As for what we might need for our model, such representations are still on the math side, but they may not suggest as much logic in terms of operations as numbers or letters. Of course, we cannot say that they are absolutely useless, but we have to remove them for future problems.

## Model Time

So let's set the steps:
- We will make the texts lower case.
- We'll remove equations.
- We'll remove website links.
- we will convert digits to text
- we will remove stopwords
- we will remove latin characters
- we will remove punctuations.
- Stem and lemmatization.

I am not sure yet about lemmatization. But since lemmatization doesn't cut the word abruptly like stemming, it cares about the meaning, I've written a function for it as well.

In [None]:
def remove_equations(text):
    # Remove digits and mathematical equations
    text = re.sub(r'\$.*?\$', '', text)
    return text

def remove_punctuation(text):
    # Remove punctuation
    text = text.translate(str.maketrans('', '', string.punctuation))
    return text

def to_lowercase(text):
    # Convert to lowercase
    text = text.lower()
    return text

def remove_accents(text):
    # Remove accents from Latin letters
    text = unicodedata.normalize('NFKD', text).encode('ASCII', 'ignore').decode('utf-8', 'ignore')
    return text

def tokenize_and_remove_stopwords(text):
    # Tokenize the text
    words = nltk.word_tokenize(text)
    
    # Remove stopwords
    stop_words = set(stopwords.words('english'))
    words = [word for word in words if word not in stop_words]
    
    # Join the processed words back into a sentence
    processed_text = ' '.join(words)
    return processed_text

def lemmatize_text(text):
    # Lemmatize the text
    lemmatizer = WordNetLemmatizer()
    words = nltk.word_tokenize(text)
    lemmatized_words = [lemmatizer.lemmatize(word) for word in words]
    
    # Join the lemmatized words back into a sentence
    processed_text = ' '.join(lemmatized_words)
    return processed_text

def number_to_text(text):
    # Convert digits to text representation
    p = inflect.engine()
    words = []
    for word in text.split():
        if word.isdigit():
            words.append(p.number_to_words(word))
        else:
            words.append(word)
    processed_text = ' '.join(words)
    return processed_text

def stem_text(text):
    # Tokenize the text into words
    words = nltk.word_tokenize(text)
    
    # Initialize the Porter stemmer
    stemmer = PorterStemmer()
    
    # Stem each word in the text
    stemmed_words = [stemmer.stem(word) for word in words]
    
    # Join the stemmed words back into a sentence
    processed_text = ' '.join(stemmed_words)
    
    return processed_text

def remove_website_links(text):
    # Regular expression to match website links
    processed_text = re.sub(r'http\S+', '', text, flags=re.MULTILINE)
    
    return processed_text


One data example:

`We consider the classic budgeted maximum weight independent set (BMWIS) problem.

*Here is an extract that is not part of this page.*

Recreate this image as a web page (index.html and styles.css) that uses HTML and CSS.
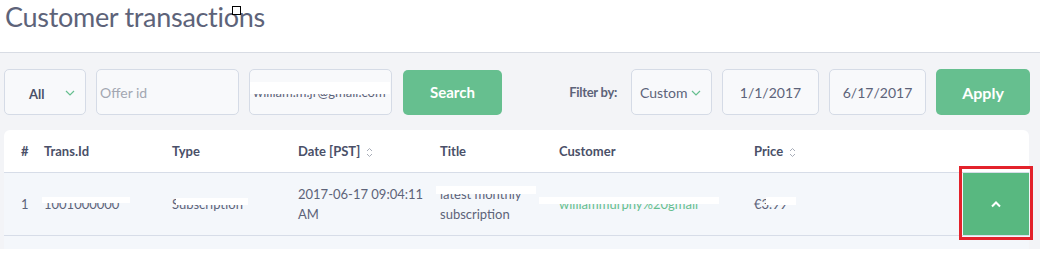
FILE: index.html
```html
<!DOCTYPE html>
<html lang="en">
<head>
    <meta charset="UTF-8">
    <title>Customer transactions</title>
    <link rel="stylesheet" href="styles.css">
</head>
<body>
    <div class="page">
        <div class="page-header">
            <h1>Customer transactions</h1>
            <span class="cursor-mark"></span>
        </div>

        <div class="content">
            <div class="filters">
                <div class="select select-type">
                    <span class="select-value">All</span>
                    <svg class="chevron" width="10" height="6" viewBox="0 0 10 6"><path d="M1 1l4 4 4-4" fill="none" stroke="#66bf8f" stroke-width="1.2"/></svg>
                </div>
                <div class="input input-offer"><span class="placeholder">Offer id</span></div>
                <div class="input input-email">
                    <span class="redact">
                        <span class="hidden-text">william.m.jr@gmail.com</span>
                        <span class="mask mask-email"></span>
                    </span>
                </div>
                <button class="btn btn-search">Search</button>

                <span class="filter-label">Filter by:</span>
                <div class="select select-range">
                    <span class="select-value light">Custom</span>
                    <svg class="chevron" width="10" height="6" viewBox="0 0 10 6"><path d="M1 1l4 4 4-4" fill="none" stroke="#66bf8f" stroke-width="1.2"/></svg>
                </div>
                <div class="input input-date">1/1/2017</div>
                <div class="input input-date">6/17/2017</div>
                <button class="btn btn-apply">Apply</button>
            </div>

            <div class="card">
                <div class="row head">
                    <div class="cell">#</div>
                    <div class="cell">Trans.Id</div>
                    <div class="cell">Type</div>
                    <div class="cell">Date [PST]
                        <svg class="sort" width="7" height="11" viewBox="0 0 7 11"><path d="M1 4l2.5-2.5L6 4M1 7l2.5 2.5L6 7" fill="none" stroke="#a8adb8" stroke-width="1"/></svg>
                    </div>
                    <div class="cell">Title</div>
                    <div class="cell">Customer</div>
                    <div class="cell">Price
                        <svg class="sort" width="7" height="11" viewBox="0 0 7 11"><path d="M1 4l2.5-2.5L6 4M1 7l2.5 2.5L6 7" fill="none" stroke="#a8adb8" stroke-width="1"/></svg>
                    </div>
                    <div class="cell"></div>
                </div>
                <div class="row item">
                    <div class="cell">1</div>
                    <div class="cell">
                        <span class="redact">
                            <span class="hidden-text">1001000000</span>
                            <span class="mask mask-id"></span>
                        </span>
                    </div>
                    <div class="cell">
                        <span class="redact">
                            <span class="hidden-text">Subscription</span>
                            <span class="mask mask-type"></span>
                        </span>
                    </div>
                    <div class="cell two-line">2017-06-17 09:04:11<br>AM</div>
                    <div class="cell two-line">
                        <span class="redact">
                            <span class="hidden-text">latest monthly</span>
                            <span class="mask mask-title"></span>
                        </span><br>subscription
                    </div>
                    <div class="cell">
                        <span class="redact">
                            <span class="hidden-text link">williammurphy%20gmail</span>
                            <span class="mask mask-customer"></span>
                        </span>
                    </div>
                    <div class="cell">
                        <span class="redact">
                            <span class="hidden-text">€3.99</span>
                            <span class="mask mask-price"></span>
                        </span>
                    </div>
                    <div class="cell action">
                        <button class="btn-expand">
                            <svg width="12" height="8" viewBox="0 0 12 8"><path d="M2 6.5l4-4 4 4" fill="none" stroke="#fff" stroke-width="2"/></svg>
                        </button>
                        <span class="highlight"></span>
                    </div>
                </div>
                <div class="row item empty"></div>
            </div>
        </div>
    </div>
</body>
</html>
```

FILE: styles.css
```css
body {
    margin: 0;
    background: #fff;
    font-family: Lato, "Open Sans", sans-serif;
    color: #5d6379;
}
.page {
    width: 1040px;
    height: 249px;
    overflow: hidden;
}
.page-header {
    position: relative;
    height: 52px;
    border-bottom: 1px solid #d8dce4;
}
.page-header h1 {
    margin: 0;
    padding: 0 0 0 5px;
    font-size: 27px;
    font-weight: 400;
    line-height: 34px;
    color: #5d6379;
    letter-spacing: -0.3px;
}
.cursor-mark {
    position: absolute;
    left: 232px;
    top: 6px;
    width: 7px;
    height: 7px;
    border: 1px solid #000;
    background: #fff;
}
.content {
    background: #f3f4f7;
    height: 196px;
    padding: 16px 11px 0 4px;
}

/* filter bar */
.filters {
    display: flex;
    align-items: center;
    height: 46px;
    width: 1026px;
}
.select,
.input {
    box-sizing: border-box;
    height: 46px;
    border: 1px solid #d5dbe6;
    border-radius: 5px;
    background: #f8f9fb;
    font-size: 13px;
    display: flex;
    align-items: center;
}
.select {
    justify-content: space-between;
}
.select-type {
    width: 82px;
    padding: 0 10px 0 24px;
}
.select-value {
    font-weight: 700;
    color: #4a5068;
    margin-top: 3px;
}
.select-value.light {
    font-weight: 400;
    color: #5d6379;
    font-size: 14px;
    margin-top: 0;
}
.chevron {
    margin-top: 2px;
}
.input-offer {
    width: 143px;
    margin-left: 10px;
    padding-left: 3px;
}
.placeholder {
    color: #a3a7b2;
    font-size: 14px;
}
.input-email {
    width: 143px;
    margin-left: 10px;
    padding-left: 3px;
    overflow: hidden;
}
.btn {
    height: 45px;
    border: none;
    border-radius: 5px;
    background: #66bf8f;
    color: #fff;
    font-family: Lato, sans-serif;
    font-weight: 700;
    cursor: pointer;
}
.btn-search {
    width: 99px;
    margin-left: 11px;
    font-size: 15px;
}
.filter-label {
    margin-left: auto;
    white-space: nowrap;
    font-size: 13px;
    font-weight: 700;
    letter-spacing: -0.3px;
    color: #5d6379;
}
.select-range {
    width: 81px;
    margin-left: 14px;
    padding: 0 10px 0 8px;
}
.input-date {
    width: 97px;
    margin-left: 10px;
    justify-content: center;
    font-size: 14px;
    color: #5d6379;
}
.btn-apply {
    width: 94px;
    height: 46px;
    margin-left: 10px;
    font-size: 16px;
}

/* table card */
.card {
    margin-top: 15px;
    width: 1025px;
    background: #fff;
    border-radius: 6px 6px 0 0;
}
.row {
    display: grid;
    grid-template-columns: 23px 128px 126px 142px 119px 195px 209px 66px;
    padding-left: 17px;
    align-items: center;
}
.row.head {
    height: 42px;
    border-bottom: 1px solid #d7dde8;
    font-size: 13px;
    font-weight: 700;
    color: #4a5068;
}
.sort {
    vertical-align: middle;
    margin-left: 3px;
}
.row.item {
    height: 62px;
    background: #f4f7fb;
    border-bottom: 1px solid #d7dde8;
    font-size: 13px;
    color: #5d6379;
}
.row.item.empty {
    height: 20px;
    border-bottom: none;
}
.two-line {
    line-height: 20px;
    margin-top: 0;
}
.link {
    color: #66bf8f;
}
.action {
    position: relative;
    height: 62px;
}
.btn-expand {
    width: 66px;
    height: 62px;
    border: none;
    background: #58b880;
    display: flex;
    align-items: center;
    justify-content: center;
    padding: 0;
}
.highlight {
    position: absolute;
    left: -4px;
    right: -4px;
    top: -7px;
    bottom: -5px;
    border: 3px solid #e3222b;
    box-sizing: border-box;
}

/* redacted values */
.redact {
    position: relative;
    display: inline-block;
    white-space: nowrap;
}
.mask {
    position: absolute;
    background: #fff;
}
.mask-email {
    left: -4px;
    right: -4px;
    top: -2px;
    height: 12px;
}
.mask-id {
    left: -2px;
    width: 88px;
    top: 1px;
    height: 6px;
}
.mask-type {
    left: 4px;
    width: 72px;
    top: 2px;
    height: 7px;
}
.mask-title {
    left: -4px;
    width: 100px;
    top: 2px;
    height: 8px;
}
.mask-customer {
    left: -20px;
    width: 180px;
    top: 1px;
    height: 7px;
}
.mask-price {
    left: 12px;
    width: 30px;
    top: 1px;
    height: 8px;
}
```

The input is a graph G=(V,E), a weight function w:V→ℝ≥0, a cost function c:V→ℝ≥0, and a budget B∈ℝ≥0. The goal is to find an independent set S⊆V in G such that ∑v∈Sc(v)≤B, which maximizes the total weight ∑v∈Sw(v). Since the problem on general graphs cannot be approximated within ratio |V|1−ε for any ε>0, BMWIS has attracted significant attention on graph families for which a maximum weight independent set can be computed in polynomial time. Two notable such graph families are bipartite and perfect graphs. BMWIS is known to be NP-hard on both of these graph families; however, the best possible approximation guarantees for these graphs are wide open.
In this paper, we give a tight 2-approximation for BMWIS on perfect graphs and bipartite graphs. In particular, we give We a (2−ε) lower bound for BMWIS on bipartite graphs, already for the special case where the budget is replaced by a cardinality constraint, based on the Small Set Expansion Hypothesis (SSEH). For the upper bound, we design a 2-approximation for BMWIS on perfect graphs using a Lagrangian relaxation based technique. Finally, we obtain a tight lower bound for the capacitated maximum weight independent set (CMWIS) problem, the special case of BMWIS where w(v)=c(v) ∀v∈V. We show that CMWIS on bipartite and perfect graphs is unlikely to admit an efficient polynomial-time approximation scheme (EPTAS). Thus, the existing PTAS for CMWIS is essentially the best we can expect.`

You can see these figures ∑,∈,ε,∀,⊆. This figures are not unprocessible by FastAPI. We'll remove them before getting input. And such representations are still on the math side, but they may not suggest as much logic in terms of operations as numbers or letters. Of course, we cannot say that they are absolutely useless, but we have to remove them for future problems.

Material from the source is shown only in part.